### [Task description]
All lines in the records below from the line with "Write the React, TypeScript" through the line with "const headers = ['序号','名称','第一种','第二种','第三种'];" are to be given again exactly, both ends included; the pictures are to be left out.

### [Source material]
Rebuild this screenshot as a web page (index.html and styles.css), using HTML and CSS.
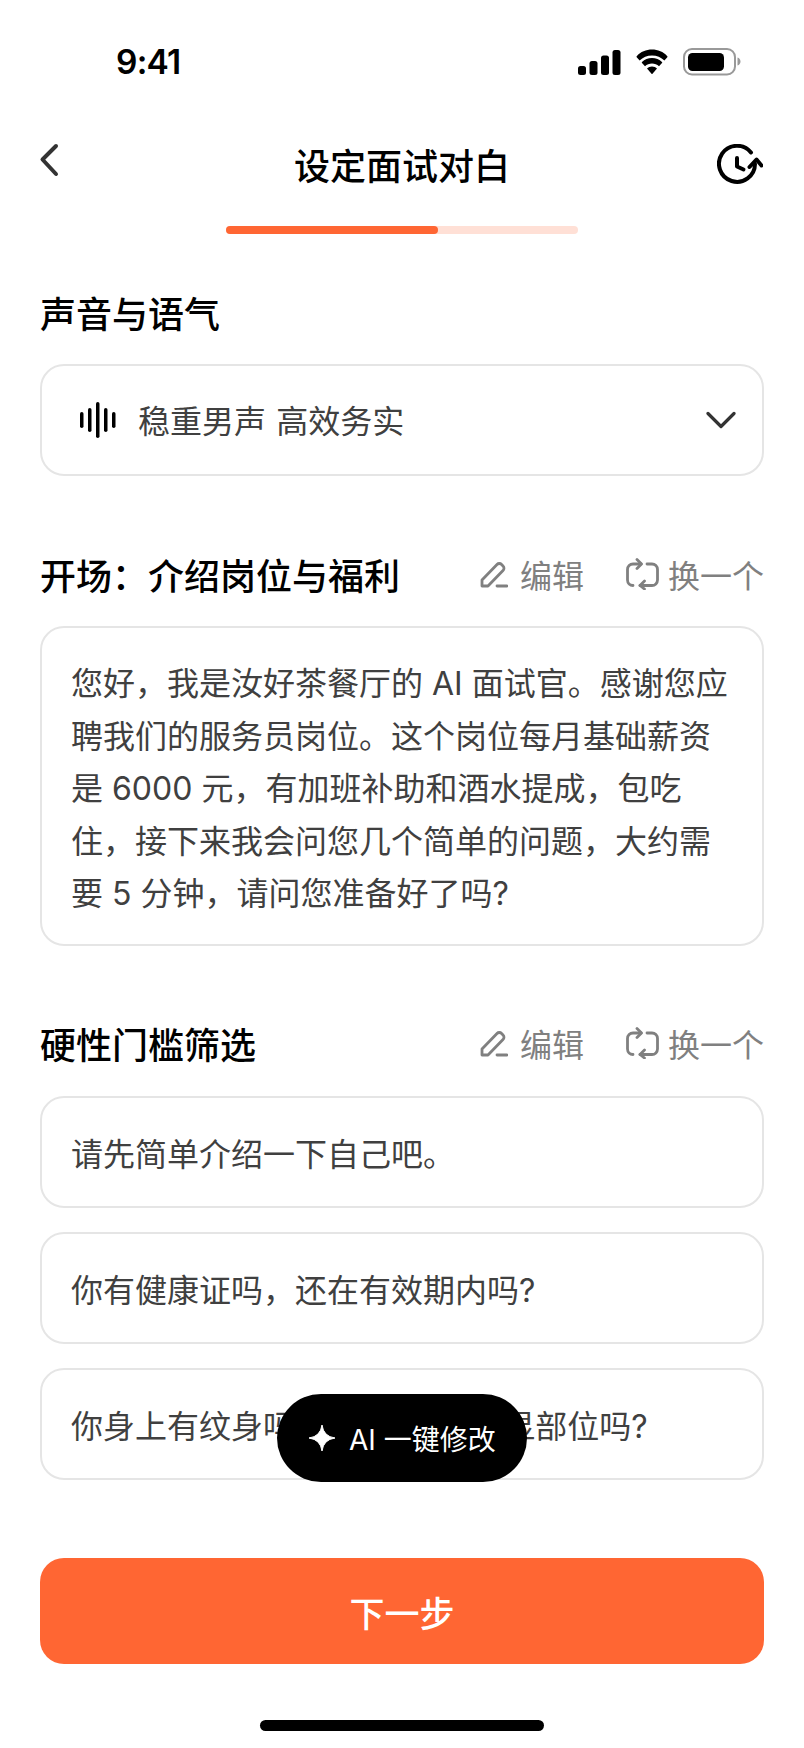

...

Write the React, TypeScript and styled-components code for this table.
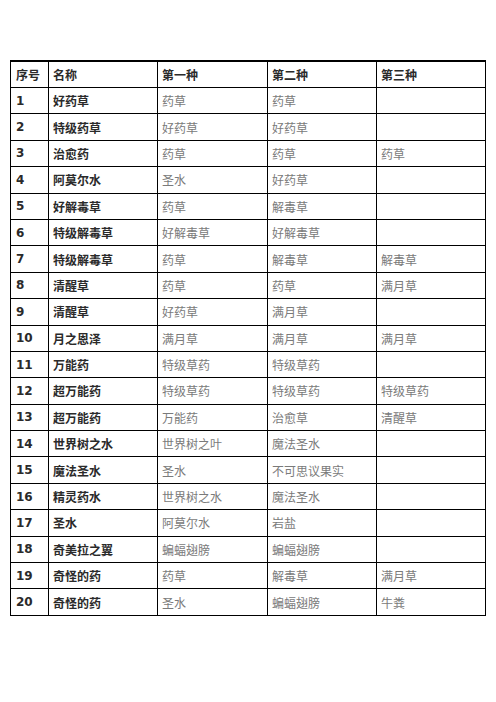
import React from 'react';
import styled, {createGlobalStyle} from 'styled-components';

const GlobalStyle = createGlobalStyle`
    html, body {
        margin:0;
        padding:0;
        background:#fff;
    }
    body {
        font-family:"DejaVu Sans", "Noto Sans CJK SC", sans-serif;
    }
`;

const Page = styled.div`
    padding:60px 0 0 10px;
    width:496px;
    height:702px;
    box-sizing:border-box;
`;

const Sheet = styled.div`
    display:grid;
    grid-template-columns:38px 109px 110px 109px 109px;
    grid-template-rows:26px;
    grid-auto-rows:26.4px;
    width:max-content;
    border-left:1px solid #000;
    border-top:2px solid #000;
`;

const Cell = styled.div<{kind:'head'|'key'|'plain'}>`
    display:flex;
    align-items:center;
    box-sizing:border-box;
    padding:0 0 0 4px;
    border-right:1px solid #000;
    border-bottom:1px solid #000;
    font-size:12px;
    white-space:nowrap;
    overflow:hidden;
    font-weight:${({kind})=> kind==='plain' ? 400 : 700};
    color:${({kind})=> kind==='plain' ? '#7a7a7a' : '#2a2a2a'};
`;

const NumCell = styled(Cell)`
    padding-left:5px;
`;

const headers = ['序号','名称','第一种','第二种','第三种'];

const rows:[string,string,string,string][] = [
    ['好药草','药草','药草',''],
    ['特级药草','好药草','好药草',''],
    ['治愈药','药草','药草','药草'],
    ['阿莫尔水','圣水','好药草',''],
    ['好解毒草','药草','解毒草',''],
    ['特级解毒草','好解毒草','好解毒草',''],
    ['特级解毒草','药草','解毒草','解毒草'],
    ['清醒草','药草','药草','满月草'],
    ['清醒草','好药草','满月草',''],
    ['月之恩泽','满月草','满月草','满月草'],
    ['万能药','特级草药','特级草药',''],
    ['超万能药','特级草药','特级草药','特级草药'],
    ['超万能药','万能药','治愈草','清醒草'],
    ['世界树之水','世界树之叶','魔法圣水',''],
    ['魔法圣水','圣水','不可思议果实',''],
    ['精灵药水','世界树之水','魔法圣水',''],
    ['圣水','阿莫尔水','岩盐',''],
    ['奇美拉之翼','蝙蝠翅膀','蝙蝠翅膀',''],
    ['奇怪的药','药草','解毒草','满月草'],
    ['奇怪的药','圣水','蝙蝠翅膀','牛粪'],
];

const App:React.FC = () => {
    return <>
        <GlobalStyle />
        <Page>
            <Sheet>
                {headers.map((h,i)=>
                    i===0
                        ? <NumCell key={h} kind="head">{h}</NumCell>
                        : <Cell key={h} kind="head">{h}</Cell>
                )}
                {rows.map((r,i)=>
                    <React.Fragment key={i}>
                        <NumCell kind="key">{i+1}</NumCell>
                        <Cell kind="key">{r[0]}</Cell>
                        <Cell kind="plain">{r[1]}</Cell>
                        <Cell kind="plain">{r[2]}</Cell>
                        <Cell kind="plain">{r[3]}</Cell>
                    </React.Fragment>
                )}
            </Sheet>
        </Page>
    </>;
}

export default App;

### [Expected answer]
Write the React, TypeScript and styled-components code for this table.
import React from 'react';
import styled, {createGlobalStyle} from 'styled-components';

const GlobalStyle = createGlobalStyle`
    html, body {
        margin:0;
        padding:0;
        background:#fff;
    }
    body {
        font-family:"DejaVu Sans", "Noto Sans CJK SC", sans-serif;
    }
`;

const Page = styled.div`
    padding:60px 0 0 10px;
    width:496px;
    height:702px;
    box-sizing:border-box;
`;

const Sheet = styled.div`
    display:grid;
    grid-template-columns:38px 109px 110px 109px 109px;
    grid-template-rows:26px;
    grid-auto-rows:26.4px;
    width:max-content;
    border-left:1px solid #000;
    border-top:2px solid #000;
`;

const Cell = styled.div<{kind:'head'|'key'|'plain'}>`
    display:flex;
    align-items:center;
    box-sizing:border-box;
    padding:0 0 0 4px;
    border-right:1px solid #000;
    border-bottom:1px solid #000;
    font-size:12px;
    white-space:nowrap;
    overflow:hidden;
    font-weight:${({kind})=> kind==='plain' ? 400 : 700};
    color:${({kind})=> kind==='plain' ? '#7a7a7a' : '#2a2a2a'};
`;

const NumCell = styled(Cell)`
    padding-left:5px;
`;

const headers = ['序号','名称','第一种','第二种','第三种'];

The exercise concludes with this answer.